You are likely to be one of the few Nigerians who can live on writing.
Yes, writing for us, is a means of survival. We aim at writing books that the market cannot ignore. Our first bestseller was 50 Nigeria’s Corporate Strategists—a book that features the management principles, business experiences and lessons learnt by top CEOs in Nigeria. It was an original book, the first of its kind and it sold for a premium of N10,000 yet people bought it because it offered them value. We set out to write books that have commercial appeal. Right now, Nigerians are waiting for the Mike Adenuga biography which contains a lot of things that people didn’t know about this enigma.
Share with us your writing history.
It started from a childhood habit of reading. I was a voracious reader and it showed in the way I wrote at school where I won prizes on essay writing. Of course, I read literature and it prepared me for writing. Initially, I thought I was going to be a poet. I still write poetry. But then journalism came my way and I became a reporter. Ever since, I have been a reporter all my life. I write from the perspective of a reporter who happens to be a poet.
You are very deliberate and sometimes repetitive, saying things in different words. You write poems too?
Yes, it is a matter of style. Style is the reflection of who you are as a writer and whom you have been reading. As I said earlier, I like to approach writing from the point of view of an artist. An artist is sometimes repetitive. If you listen to the lyrics of Fela, he is deliberately repetitive. It is a deliberate strategy to drive home your point and let it sink in the reader’s consciousness.
You also sound romantic. Has Madam confirmed that?

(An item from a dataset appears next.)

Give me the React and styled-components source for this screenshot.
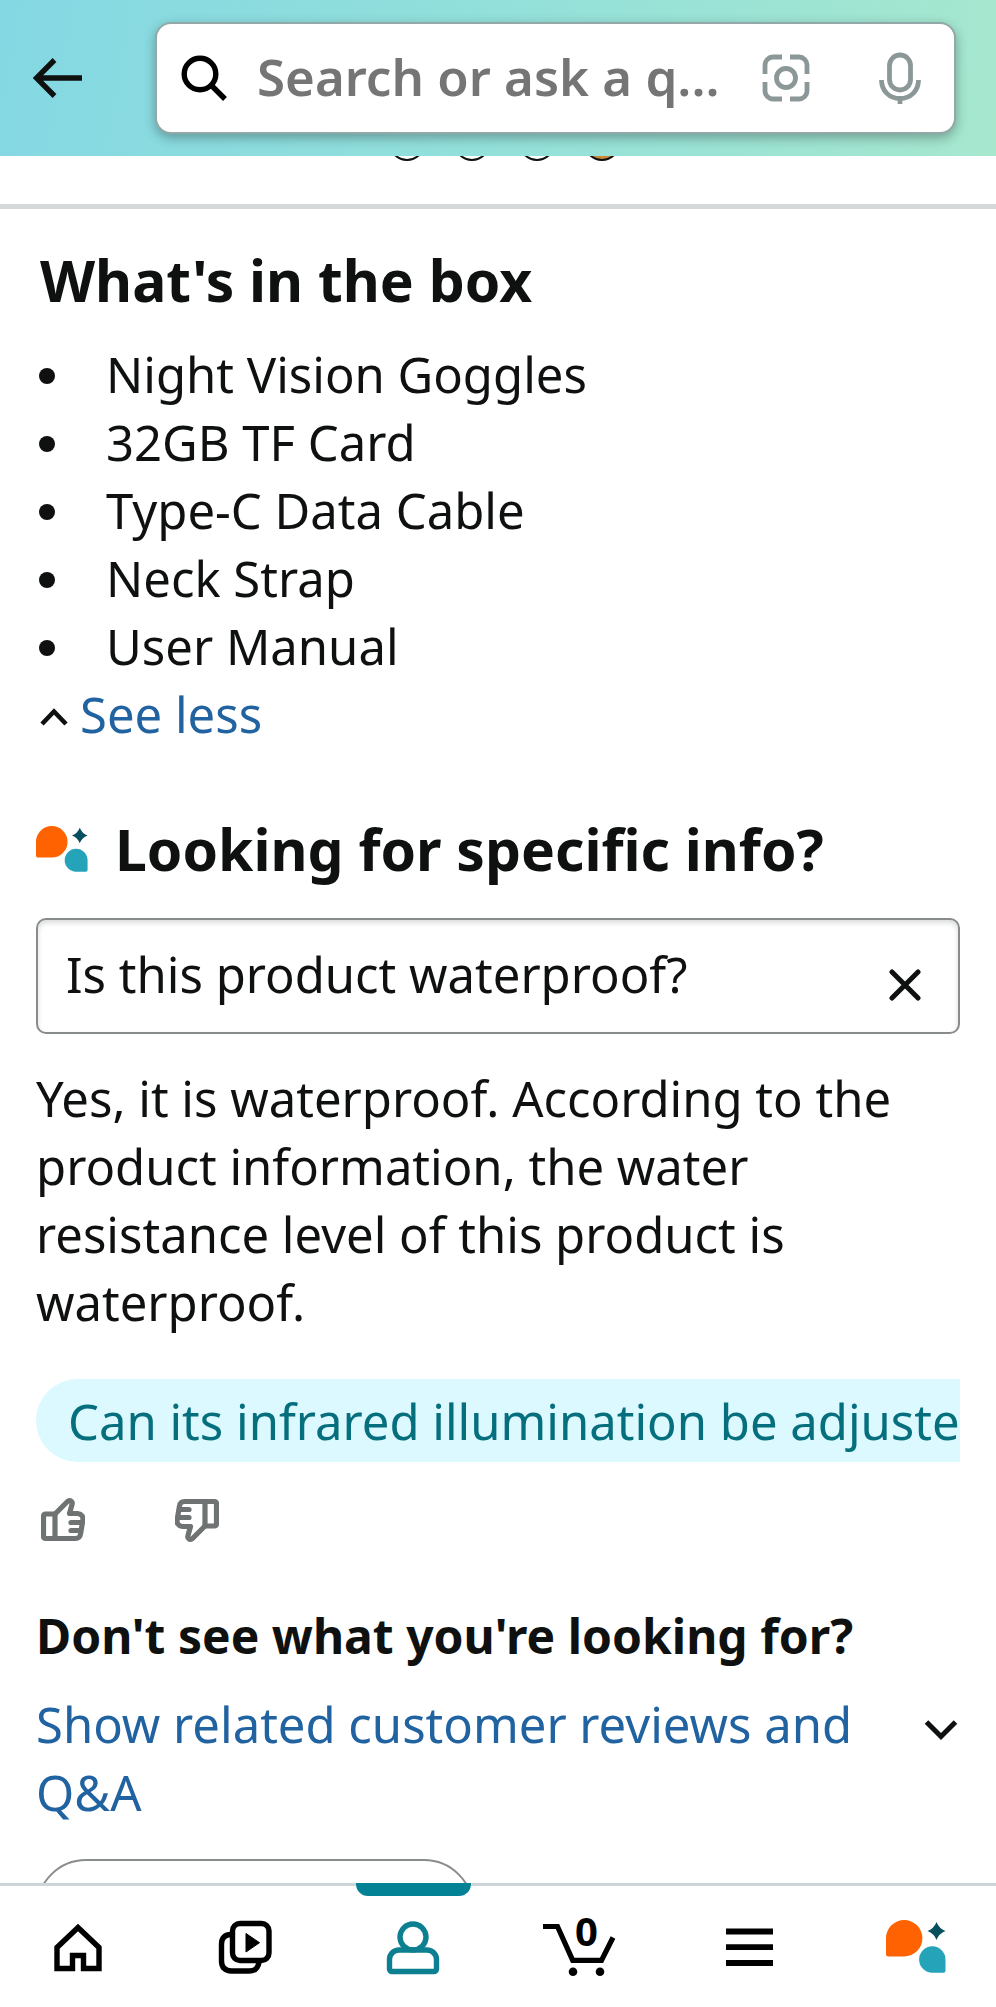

A poet (and a lyricist) has to be romantic. I cannot speak for Madam. Only she can tell you whether I am romantic. But in my writings, I celebrate the beauty of womanhood. We should thank God for creating women. They inspire us as men, though sometimes they irritate. Yes, I have celebrated my wife even in my columns. I think I am romantic, even at home. But writing is my first love. It comes before any woman.